Schewardnadse ist klug und gebildet. Vor allem hat er Kultur und kann sich unterhalten. Und für gewöhnlich folgen seine Handlungen einer glasklaren Logik, das fand ich immer wichtig. Er ist eben ein richtiger Diplomat. Jetzt muß er sich zusammenreißen und wieder Herr seiner Gefühle werden. Er darf nicht einfach gehen.

Ich kann mir nicht vorstellen, daß sein Rücktritt wirklich nur mit der Sojus-Fraktion, den Konservativen, zusammenhängt. Können Sie denn deren tatsächliche Macht einschätzen und wo bleibt Gorbtschow bei all dem?

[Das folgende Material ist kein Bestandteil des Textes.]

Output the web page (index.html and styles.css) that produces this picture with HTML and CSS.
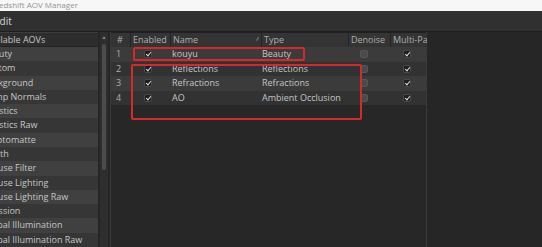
FILE: index.html
```html
<!DOCTYPE html>
<html lang="en">
<head>
  <meta charset="UTF-8">
  <title>Redshift AOV Manager</title>
  <link rel="stylesheet" href="styles.css">
</head>
<body>
  <div class="window">
    <div class="titlebar">Redshift AOV Manager</div>
    <div class="menubar"><span class="menu-item">Edit</span></div>

    <div class="main">
      <div class="aov-panel">
        <div class="list-header">Available AOVs</div>
        <div class="list-row">Beauty</div>
        <div class="list-row">Custom</div>
        <div class="list-row">Background</div>
        <div class="list-row">Bump Normals</div>
        <div class="list-row">Caustics</div>
        <div class="list-row">Caustics Raw</div>
        <div class="list-row">Cryptomatte</div>
        <div class="list-row">Depth</div>
        <div class="list-row">Diffuse Filter</div>
        <div class="list-row">Diffuse Lighting</div>
        <div class="list-row">Diffuse Lighting Raw</div>
        <div class="list-row">Emission</div>
        <div class="list-row">Global Illumination</div>
        <div class="list-row">Global Illumination Raw</div>
      </div>

      <div class="scrollbar">
        <div class="scroll-arrow">&#9650;</div>
        <div class="scroll-thumb"></div>
      </div>

      <div class="aov-table">
        <div class="table-head">
          <div class="th">#</div>
          <div class="th">Enabled</div>
          <div class="th th-sort">Name</div>
          <div class="th">Type</div>
          <div class="th">Denoise</div>
          <div class="th">Multi-Pass</div>
        </div>

        <div class="tr">
          <div class="td">1</div>
          <div class="td td-center"><span class="check on"></span></div>
          <div class="td">kouyu</div>
          <div class="td">Beauty</div>
          <div class="td td-center"><span class="check off"></span></div>
          <div class="td td-center"><span class="check on"></span></div>
        </div>
        <div class="tr">
          <div class="td">2</div>
          <div class="td td-center"><span class="check on"></span></div>
          <div class="td">Reflections</div>
          <div class="td">Reflections</div>
          <div class="td td-center"><span class="check off"></span></div>
          <div class="td td-center"><span class="check on"></span></div>
        </div>
        <div class="tr">
          <div class="td">3</div>
          <div class="td td-center"><span class="check on"></span></div>
          <div class="td">Refractions</div>
          <div class="td">Refractions</div>
          <div class="td td-center"><span class="check off"></span></div>
          <div class="td td-center"><span class="check on"></span></div>
        </div>
        <div class="tr">
          <div class="td">4</div>
          <div class="td td-center"><span class="check on"></span></div>
          <div class="td">AO</div>
          <div class="td">Ambient Occlusion</div>
          <div class="td td-center"><span class="check off"></span></div>
          <div class="td td-center"><span class="check on"></span></div>
        </div>
      </div>

      <div class="side-area"></div>
    </div>
  </div>

  <!-- annotation boxes drawn over the screenshot -->
  <div class="mark mark-first"></div>
  <div class="mark mark-rest"></div>
</body>
</html>
```

FILE: styles.css
```css
:root {
  --bg: #262626;
  --row-light: #3b3b3b;
  --row-dark: #323232;
  --text: #c6c6c6;
  --text-dim: #aeaeae;
  --mark: #d42a2a;
}

* {
  box-sizing: border-box;
  margin: 0;
  padding: 0;
}

body {
  position: relative;
  width: 542px;
  height: 247px;
  overflow: hidden;
  background-color: var(--bg);
  font-family: 'Open Sans', 'Noto Sans', sans-serif;
  font-size: 9px;
  color: var(--text);
}

.window {
  margin-left: -18px;
  width: 560px;
}

.titlebar {
  height: 11px;
  line-height: 10px;
  padding-left: 12px;
  background-color: #f7f7f7;
  color: #949494;
  font-size: 8px;
}

.menubar {
  height: 20px;
  line-height: 20px;
  padding-left: 12px;
  background-color: #303030;
  color: #d8d8d8;
  font-size: 10px;
}

.main {
  display: flex;
  height: 216px;
  border-top: 1px solid #1d1d1d;
  background-color: var(--bg);
}

.aov-panel {
  width: 116px;
  display: flex;
  flex-direction: column;
}

.list-header {
  height: 15px;
  line-height: 14px;
  padding-left: 1px;
  background-color: #2d2d2d;
  border-top: 1px solid #3d3d3d;
  border-bottom: 1px solid #232323;
}

.list-row {
  height: 14.5px;
  line-height: 14.5px;
  padding-left: 1px;
  white-space: nowrap;
  overflow: hidden;
}

.list-row:nth-child(even) {
  background-color: #404040;
}

.list-row:nth-child(odd) {
  background-color: #363636;
}

.scrollbar {
  width: 8px;
  margin-left: 2px;
  background-color: #2e2e2e;
  display: flex;
  flex-direction: column;
  align-items: center;
}

.scroll-arrow {
  font-size: 5px;
  line-height: 10px;
  color: #8a8a8a;
}

.scroll-thumb {
  width: 4px;
  height: 126px;
  margin-top: 2px;
  background-color: #4c4c4c;
  border-radius: 2px;
}

.aov-table {
  width: 317px;
  margin-left: 2px;
  border-left: 1px solid #3a3a3a;
  border-right: 1px solid #3a3a3a;
  background-color: #272727;
}

.table-head,
.tr {
  display: grid;
  grid-template-columns: 19px 39px 90px 86px 41px 41px;
}

.table-head {
  height: 15px;
  gap: 1px;
  background-color: #242424;
  border-top: 1px solid #202020;
}

.th {
  line-height: 14px;
  padding-left: 2px;
  background-color: #343434;
  color: var(--text-dim);
  white-space: nowrap;
  overflow: hidden;
}

.th:first-child {
  padding-left: 6px;
}

.th-sort {
  position: relative;
}

.th-sort::after {
  content: '';
  position: absolute;
  right: 3px;
  top: 4px;
  width: 1px;
  height: 4px;
  background-color: #777;
  transform: rotate(35deg);
}

.tr {
  height: 14.5px;
  line-height: 14.5px;
}

.tr:nth-child(even) {
  background-color: var(--row-light);
}

.tr:nth-child(odd) {
  background-color: var(--row-dark);
}

.td {
  padding-left: 3px;
  white-space: nowrap;
  overflow: hidden;
}

.td:first-child {
  padding-left: 5px;
  color: var(--text-dim);
}

.td-center {
  display: flex;
  align-items: center;
  justify-content: center;
  padding-left: 0;
}

.td-center:nth-child(2) {
  padding-right: 3px;
}

.td-center:nth-child(5) {
  padding-right: 4px;
}

.check {
  position: relative;
  width: 8px;
  height: 8px;
  border-radius: 2px;
}

.check.on {
  background-color: #1e1e1e;
  border: 1px solid #4a4a4a;
}

.check.on::after {
  content: '';
  position: absolute;
  left: 2px;
  top: 0px;
  width: 2px;
  height: 4px;
  border-right: 1.5px solid #dcdcdc;
  border-bottom: 1.5px solid #dcdcdc;
  transform: rotate(40deg);
}

.check.off {
  background-color: #4a4a4a;
  border: 1px solid #565656;
}

.side-area {
  flex: 1;
  background-color: #262626;
}

.mark {
  position: absolute;
  border: 2px solid var(--mark);
  border-radius: 2px;
}

.mark-first {
  left: 133px;
  top: 47px;
  width: 172px;
  height: 14px;
}

.mark-rest {
  left: 131px;
  top: 64px;
  width: 231px;
  height: 56px;
}
```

Nein, kann ich nicht. Aber der Präsident verhält sich falsch. Er hätte ihn schon vor langer Zeit öffentlich unterstützen müssen. Das blieb aus, keiner hat ihn verteidigt. Dahinter steckt eine gefährliche Tendenz. Auch Alexander Jakowlew hat der Präsident einfach ziehen lassen. Das ist gefährlich. Gorbatschow kann doch nicht ganz allein bleiben.

Welche Konsequenzen hat der Rücktritt Schewardnadses für die sowjetische Außenpolitik und wie beurteilen Sie die Rückwirkungen dieses Akts auf die Situation in Deutschland, die Deutschland-Politik überhaupt?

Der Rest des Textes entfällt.